Le mot douleur c’est lui qui l’emploie. Il parle de cette douleur avec intensité. Il l’a ressentie, y a beaucoup réfléchi. Je pense au film de Raymond Depardon sur l’Afrique : Comment ça va avec la douleur ?

Il me dit : « A un moment ou à un autre dans un poste comme le mien on pète les plombs. »

Dans la rue, deux types se tournent autour ; tout droit sortis d’une pièce de B.M. Koltès.

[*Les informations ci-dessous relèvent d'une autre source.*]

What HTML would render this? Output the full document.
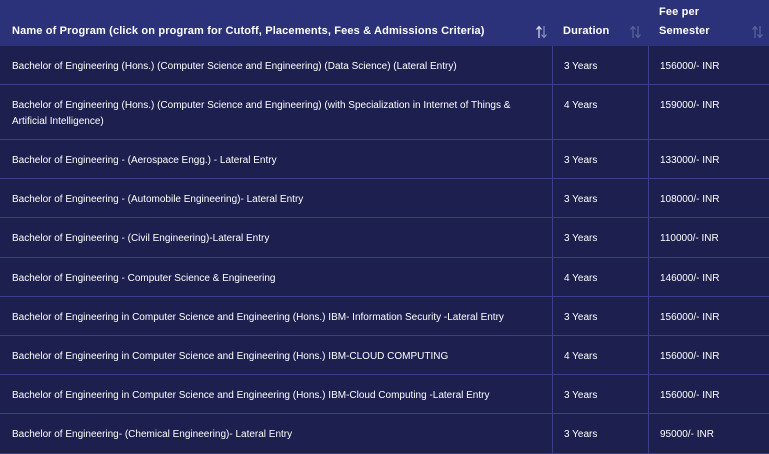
<!DOCTYPE html>
<html><head><meta charset="utf-8"><style>
html,body{margin:0;padding:0;background:#1d1f4f;width:769px;height:452px;overflow:hidden;font-family:"Liberation Sans",sans-serif;color:#fff}
.r{position:absolute;left:0;width:769px;border-bottom:1px solid #3a3f8a;box-sizing:border-box}
.c{position:absolute;top:0;bottom:0;font-size:10px;line-height:16px;display:flex;align-items:center;box-sizing:border-box;padding-top:3px}
.c1{left:0;width:552px;padding-left:12px;padding-right:20px}
.c2{left:552px;width:96px;border-left:1px solid #3a3f8a;padding-left:11px}
.c3{left:648px;width:121px;border-left:1px solid #3a3f8a;padding-left:11px}
.h{background:#2c327a;border-bottom:none}
.h .c{font-size:11px;font-weight:bold;letter-spacing:0.15px;border-left:none;align-items:flex-end;padding-bottom:5px;line-height:19px}
.s{position:absolute;top:25px}
.tall .c{align-items:flex-start;padding-top:13px}
</style></head><body>
<div class="r h" style="top:0;height:46px">
<div class="c c1">Name of Program (click on program for Cutoff, Placements, Fees &amp; Admissions Criteria)</div>
<svg class="s" style="left:536px" width="11" height="14" viewBox="0 0 11 14"><path d="M3 13V2M0.5 4.5L3 1.5L5.5 4.5" stroke="#e0e2f2" stroke-width="1.2" fill="none"/><path d="M8 1V12M5.5 9.5L8 12.5L10.5 9.5" stroke="#8a8fc0" stroke-width="1.2" fill="none"/></svg>
<div class="c c2">Duration</div>
<svg class="s" style="left:630px" width="11" height="14" viewBox="0 0 11 14"><path d="M3 13V2M0.5 4.5L3 1.5L5.5 4.5M8 1V12M5.5 9.5L8 12.5L10.5 9.5" stroke="#5d639e" stroke-width="1.2" fill="none"/></svg>
<div class="c c3">Fee per<br>Semester</div>
<svg class="s" style="left:752px" width="11" height="14" viewBox="0 0 11 14"><path d="M3 13V2M0.5 4.5L3 1.5L5.5 4.5M8 1V12M5.5 9.5L8 12.5L10.5 9.5" stroke="#5d639e" stroke-width="1.2" fill="none"/></svg>
</div>
<div class="r" style="top:46px;height:39px"><div class="c c1">Bachelor of Engineering (Hons.) (Computer Science and Engineering) (Data Science) (Lateral Entry)</div><div class="c c2">3 Years</div><div class="c c3">156000/- INR</div></div>
<div class="r tall" style="top:85px;height:55px"><div class="c c1">Bachelor of Engineering (Hons.) (Computer Science and Engineering) (with Specialization in Internet of Things &amp; Artificial Intelligence)</div><div class="c c2">4 Years</div><div class="c c3">159000/- INR</div></div>
<div class="r" style="top:140px;height:39px"><div class="c c1">Bachelor of Engineering - (Aerospace Engg.) - Lateral Entry</div><div class="c c2">3 Years</div><div class="c c3">133000/- INR</div></div>
<div class="r" style="top:179px;height:39px"><div class="c c1">Bachelor of Engineering - (Automobile Engineering)- Lateral Entry</div><div class="c c2">3 Years</div><div class="c c3">108000/- INR</div></div>
<div class="r" style="top:218px;height:40px"><div class="c c1">Bachelor of Engineering - (Civil Engineering)-Lateral Entry</div><div class="c c2">3 Years</div><div class="c c3">110000/- INR</div></div>
<div class="r" style="top:258px;height:39px"><div class="c c1">Bachelor of Engineering - Computer Science &amp; Engineering</div><div class="c c2">4 Years</div><div class="c c3">146000/- INR</div></div>
<div class="r" style="top:297px;height:39px"><div class="c c1">Bachelor of Engineering in Computer Science and Engineering (Hons.) IBM- Information Security -Lateral Entry</div><div class="c c2">3 Years</div><div class="c c3">156000/- INR</div></div>
<div class="r" style="top:336px;height:39px"><div class="c c1">Bachelor of Engineering in Computer Science and Engineering (Hons.) IBM-CLOUD COMPUTING</div><div class="c c2">4 Years</div><div class="c c3">156000/- INR</div></div>
<div class="r" style="top:375px;height:39px"><div class="c c1">Bachelor of Engineering in Computer Science and Engineering (Hons.) IBM-Cloud Computing -Lateral Entry</div><div class="c c2">3 Years</div><div class="c c3">156000/- INR</div></div>
<div class="r" style="top:414px;height:40px"><div class="c c1">Bachelor of Engineering- (Chemical Engineering)- Lateral Entry</div><div class="c c2">3 Years</div><div class="c c3">95000/- INR</div></div>
</body></html>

Dans la soirée, après la répétition, nous sommes raptés par Zoumba. Il nous emmène chez lui. Sa femme nous prépare du bœuf. Zoumba nous installe dans des canapés. Les acteurs, épuisés, s’endorment tous.

Deux heures plus tard, dans un coin de la cour, dans son salon de plein air, nous mangeons avec grand appétit le bœuf succulent préparé par Madame Samba Sow. Nous piochons avec les doigts dans l’immense bassine. Bonne humeur générale. Ablaye Diouf dit Gros Bébé nous prépare du thé. Au cœur de la nuit, la troupe celto-congolaise boit lentement du thé africain en regardant les étoiles.